Ricinocarpos gloria-medii is a species of flowering plant in the family Euphorbiaceae and is endemic to the Northern Territory of Australia. It is a spreading, monoecious or dioecious shrub with linear leaves and male and female flowers arranged singly or in small groups.

==Description==
Ricinocarpos gloria-medii is a spreading monoecious or dioecious shrub that typically grows to height of up to 2 m with rusty-hairy young branchlets. The leaves are linear, 25–60 mm long and 1.3–3.5 mm wide on a densely hairy petiole 2–3 mm long. The upper surface of the leaves is more or less glabrous and the lower surface is covered with soft, white, woolly hairs. The flowers are arranged singly, or with two to four male flowers, or one female surrounded by up to four male flowers. Male flowers are on a slender, densely hairy pedicel 7–17 mm long, the sepals covered with woolly, white, star-shaped hairs on the inside surface. The sepal lobes of male flowers are egg-shaped, 4.5–7 mm long and the petals egg-shaped, white or cream-coloured, 7–11 mm long and 3–5 mm wide. Female flowers are on a stout pedicel 10–15 mm long, the sepals densely hairy on the inside surface, the petals white or cream-coloured, 6.5–8 mm long and 3–4 mm wide.

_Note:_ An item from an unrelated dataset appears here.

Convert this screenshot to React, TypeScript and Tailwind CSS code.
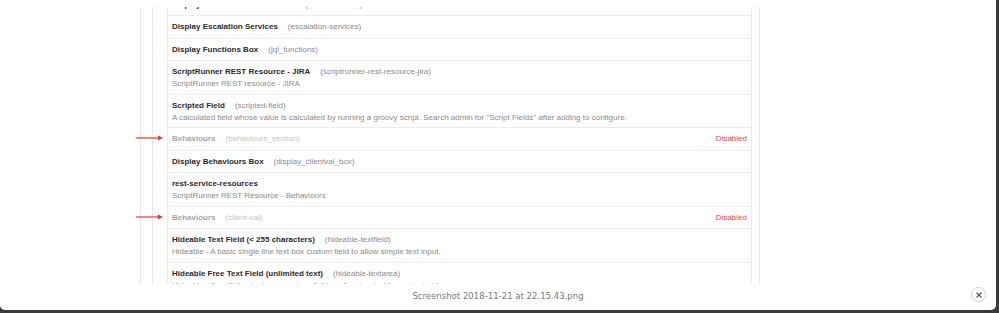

Flowering has been observed in June and July, and the fruit is a more or less spherical capsule 10–11 mm long and wide.

==Taxonomy and naming==
Ricinocarpos gloria-medii was first formally described in 1975 by James Hamlyn Willis in the journal Muelleria, from specimens collected at Simpsons Gap in 1972. The specific epithet (gloria-medii), means "glory of the centre".

==Distribution and habitat==
This species grows in sheltered places in dry watercourses and at the base of cliffs in the MacDonnell Ranges in the Northern Territory.